# What is needed:
Repeat each line of the material below exactly as it appears, minus any pictures.

# Data section:
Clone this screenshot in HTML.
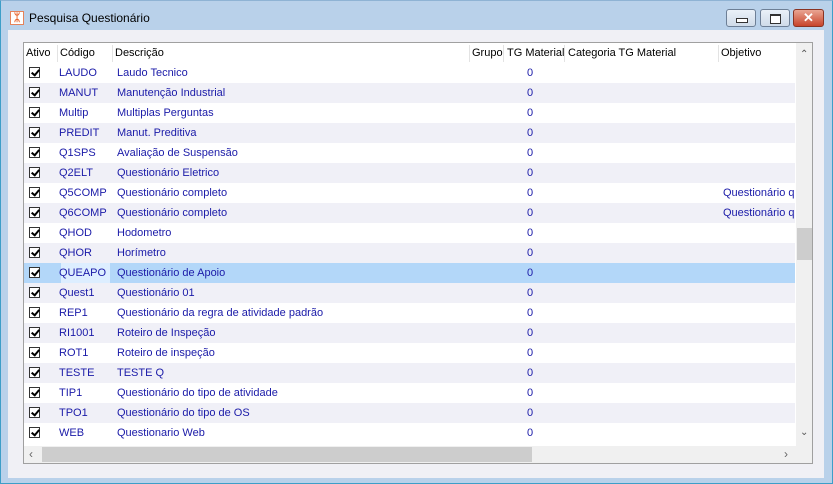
<!DOCTYPE html><html><head><style>
body{margin:0;width:833px;height:484px;overflow:hidden;font-family:"Liberation Sans",sans-serif;}
.win{position:absolute;left:0;top:0;width:831px;height:482px;background:#b9d1ea;border:1px solid #3d9ec8;border-top-color:#8fb3d4;}
.title{position:absolute;left:28px;top:10px;font-size:12px;color:#000;}
.icon{position:absolute;left:9px;top:10px;width:14px;height:14px;background:#fff;border:1px solid #e5835b;box-sizing:border-box;color:#e8642c;font-size:11px;line-height:12px;text-align:center;font-weight:bold}
.btn{position:absolute;top:8px;height:18px;border:1px solid #6d7f96;border-radius:3px;box-sizing:border-box;background:linear-gradient(#eaf1f9,#cfdbe9);}
.client{position:absolute;left:7px;top:29px;width:816px;height:448px;background:#f0f0f5;}
.grid{position:absolute;left:22px;top:41px;width:790px;height:422px;background:#fff;border:1px solid #a0a0a0;box-sizing:border-box;overflow:hidden;font-size:11px;}
.hdr{position:absolute;top:0;height:20px;line-height:20px;color:#000;}
.sep{position:absolute;top:2px;width:1px;height:17px;background:#e3e3e3}
.row{position:absolute;left:0;width:771px;height:20px;line-height:20px;color:#1a1aa8;}
.row span{position:absolute;top:0}
.cb{position:absolute;left:5px;top:4px;width:11px;height:11px;border:1px solid #333;box-sizing:border-box;background:#fff;}
.cb:after{content:"";position:absolute;left:3px;top:0px;width:3px;height:6px;border:solid #000;border-width:0 2px 2px 0;transform:rotate(40deg)}
.alt{background:#f0f0f7}
.sel{background:#b3d7f9}
</style></head><body>
<div class="win">
<div class="icon">ᛯ</div>
<div class="title">Pesquisa Questionário</div>
<div class="btn" style="left:725px;width:30px"><div style="position:absolute;left:9px;top:8px;width:10px;height:3px;border:1px solid #333;background:#fff"></div></div>
<div class="btn" style="left:759px;width:30px"><div style="position:absolute;left:9px;top:4px;width:9px;height:7px;border:1px solid #333;border-top-width:2px;background:#fff"></div></div>
<div class="btn" style="left:792px;width:31px;background:linear-gradient(#e9a593,#c8442b);border-color:#8a3323;color:#fff;font-weight:bold;text-align:center;font-size:13px;line-height:15px">✕</div>
<div class="client"></div>
<div class="grid">
<div class="hdr" style="left:2px">Ativo</div><div class="sep" style="left:33px"></div>
<div class="hdr" style="left:36px">Código</div><div class="sep" style="left:88px"></div>
<div class="hdr" style="left:91px">Descrição</div><div class="sep" style="left:445px"></div>
<div class="hdr" style="left:448px">Grupo</div><div class="sep" style="left:479px"></div>
<div class="hdr" style="left:483px">TG Material</div><div class="sep" style="left:540px"></div>
<div class="hdr" style="left:544px">Categoria TG Material</div><div class="sep" style="left:694px"></div>
<div class="hdr" style="left:697px">Objetivo</div>
<div id="rows"></div>
<div style="position:absolute;left:772px;top:0;width:17px;height:403px;background:#f0f0f0"><div style="position:absolute;left:4px;top:6px;font-size:10px;color:#555">⌃</div><div style="position:absolute;left:1px;top:185px;width:15px;height:32px;background:#cdcdcd"></div><div style="position:absolute;left:4px;top:384px;font-size:10px;color:#555">⌄</div></div>
<div style="position:absolute;left:0;top:403px;width:772px;height:17px;background:#f0f0f0"><div style="position:absolute;left:5px;top:1px;color:#666;font-size:12px">‹</div><div style="position:absolute;left:18px;top:1px;width:490px;height:15px;background:#cdcdcd"></div><div style="position:absolute;left:760px;top:1px;color:#666;font-size:12px">›</div></div>
<div style="position:absolute;left:772px;top:403px;width:17px;height:17px;background:#f0f0f0"></div>
</div>
</div>
<script>
var d=[["LAUDO","Laudo Tecnico",""],["MANUT","Manutenção Industrial",""],["Multip","Multiplas Perguntas",""],["PREDIT","Manut. Preditiva",""],["Q1SPS","Avaliação de Suspensão",""],["Q2ELT","Questionário Eletrico",""],["Q5COMP","Questionário completo","Questionário q"],["Q6COMP","Questionário completo","Questionário q"],["QHOD","Hodometro",""],["QHOR","Horímetro",""],["QUEAPO","Questionário de Apoio",""],["Quest1","Questionário 01",""],["REP1","Questionário da regra de atividade padrão",""],["RI1001","Roteiro de Inspeção",""],["ROT1","Roteiro de inspeção",""],["TESTE","TESTE Q",""],["TIP1","Questionário do tipo de atividade",""],["TPO1","Questionário do tipo de OS",""],["WEB","Questionario Web",""]];
var h="";d.forEach(function(r,i){var c=i==10?"sel":(i%2?"alt":"");h+='<div class="row '+c+'" style="top:'+(20+i*20)+'px"><div class="cb"></div>'+(i==10?'<div style="position:absolute;left:37px;top:0;width:49px;height:20px;background:#ddeeff"></div>':'')+'<span style="left:35px">'+r[0]+'</span><span style="left:93px">'+r[1]+'</span><span style="left:503px">0</span><span style="left:699px;white-space:nowrap;width:72px;overflow:hidden">'+r[2]+'</span></div>'});
document.getElementById("rows").innerHTML=h;
</script>
</body></html>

# Result of the exercise:
Clone this screenshot in HTML.
<!DOCTYPE html><html><head><style>
body{margin:0;width:833px;height:484px;overflow:hidden;font-family:"Liberation Sans",sans-serif;}
.win{position:absolute;left:0;top:0;width:831px;height:482px;background:#b9d1ea;border:1px solid #3d9ec8;border-top-color:#8fb3d4;}
.title{position:absolute;left:28px;top:10px;font-size:12px;color:#000;}
.icon{position:absolute;left:9px;top:10px;width:14px;height:14px;background:#fff;border:1px solid #e5835b;box-sizing:border-box;color:#e8642c;font-size:11px;line-height:12px;text-align:center;font-weight:bold}
.btn{position:absolute;top:8px;height:18px;border:1px solid #6d7f96;border-radius:3px;box-sizing:border-box;background:linear-gradient(#eaf1f9,#cfdbe9);}
.client{position:absolute;left:7px;top:29px;width:816px;height:448px;background:#f0f0f5;}
.grid{position:absolute;left:22px;top:41px;width:790px;height:422px;background:#fff;border:1px solid #a0a0a0;box-sizing:border-box;overflow:hidden;font-size:11px;}
.hdr{position:absolute;top:0;height:20px;line-height:20px;color:#000;}
.sep{position:absolute;top:2px;width:1px;height:17px;background:#e3e3e3}
.row{position:absolute;left:0;width:771px;height:20px;line-height:20px;color:#1a1aa8;}
.row span{position:absolute;top:0}
.cb{position:absolute;left:5px;top:4px;width:11px;height:11px;border:1px solid #333;box-sizing:border-box;background:#fff;}
.cb:after{content:"";position:absolute;left:3px;top:0px;width:3px;height:6px;border:solid #000;border-width:0 2px 2px 0;transform:rotate(40deg)}
.alt{background:#f0f0f7}
.sel{background:#b3d7f9}
</style></head><body>
<div class="win">
<div class="icon">ᛯ</div>
<div class="title">Pesquisa Questionário</div>
<div class="btn" style="left:725px;width:30px"><div style="position:absolute;left:9px;top:8px;width:10px;height:3px;border:1px solid #333;background:#fff"></div></div>
<div class="btn" style="left:759px;width:30px"><div style="position:absolute;left:9px;top:4px;width:9px;height:7px;border:1px solid #333;border-top-width:2px;background:#fff"></div></div>
<div class="btn" style="left:792px;width:31px;background:linear-gradient(#e9a593,#c8442b);border-color:#8a3323;color:#fff;font-weight:bold;text-align:center;font-size:13px;line-height:15px">✕</div>
<div class="client"></div>
<div class="grid">
<div class="hdr" style="left:2px">Ativo</div><div class="sep" style="left:33px"></div>
<div class="hdr" style="left:36px">Código</div><div class="sep" style="left:88px"></div>
<div class="hdr" style="left:91px">Descrição</div><div class="sep" style="left:445px"></div>
<div class="hdr" style="left:448px">Grupo</div><div class="sep" style="left:479px"></div>
<div class="hdr" style="left:483px">TG Material</div><div class="sep" style="left:540px"></div>
<div class="hdr" style="left:544px">Categoria TG Material</div><div class="sep" style="left:694px"></div>
<div class="hdr" style="left:697px">Objetivo</div>
<div id="rows"></div>
<div style="position:absolute;left:772px;top:0;width:17px;height:403px;background:#f0f0f0"><div style="position:absolute;left:4px;top:6px;font-size:10px;color:#555">⌃</div><div style="position:absolute;left:1px;top:185px;width:15px;height:32px;background:#cdcdcd"></div><div style="position:absolute;left:4px;top:384px;font-size:10px;color:#555">⌄</div></div>
<div style="position:absolute;left:0;top:403px;width:772px;height:17px;background:#f0f0f0"><div style="position:absolute;left:5px;top:1px;color:#666;font-size:12px">‹</div><div style="position:absolute;left:18px;top:1px;width:490px;height:15px;background:#cdcdcd"></div><div style="position:absolute;left:760px;top:1px;color:#666;font-size:12px">›</div></div>
<div style="position:absolute;left:772px;top:403px;width:17px;height:17px;background:#f0f0f0"></div>
</div>
</div>
<script>
var d=[["LAUDO","Laudo Tecnico",""],["MANUT","Manutenção Industrial",""],["Multip","Multiplas Perguntas",""],["PREDIT","Manut. Preditiva",""],["Q1SPS","Avaliação de Suspensão",""],["Q2ELT","Questionário Eletrico",""],["Q5COMP","Questionário completo","Questionário q"],["Q6COMP","Questionário completo","Questionário q"],["QHOD","Hodometro",""],["QHOR","Horímetro",""],["QUEAPO","Questionário de Apoio",""],["Quest1","Questionário 01",""],["REP1","Questionário da regra de atividade padrão",""],["RI1001","Roteiro de Inspeção",""],["ROT1","Roteiro de inspeção",""],["TESTE","TESTE Q",""],["TIP1","Questionário do tipo de atividade",""],["TPO1","Questionário do tipo de OS",""],["WEB","Questionario Web",""]];
var h="";d.forEach(function(r,i){var c=i==10?"sel":(i%2?"alt":"");h+='<div class="row '+c+'" style="top:'+(20+i*20)+'px"><div class="cb"></div>'+(i==10?'<div style="position:absolute;left:37px;top:0;width:49px;height:20px;background:#ddeeff"></div>':'')+'<span style="left:35px">'+r[0]+'</span><span style="left:93px">'+r[1]+'</span><span style="left:503px">0</span><span style="left:699px;white-space:nowrap;width:72px;overflow:hidden">'+r[2]+'</span></div>'});
document.getElementById("rows").innerHTML=h;
</script>
</body></html>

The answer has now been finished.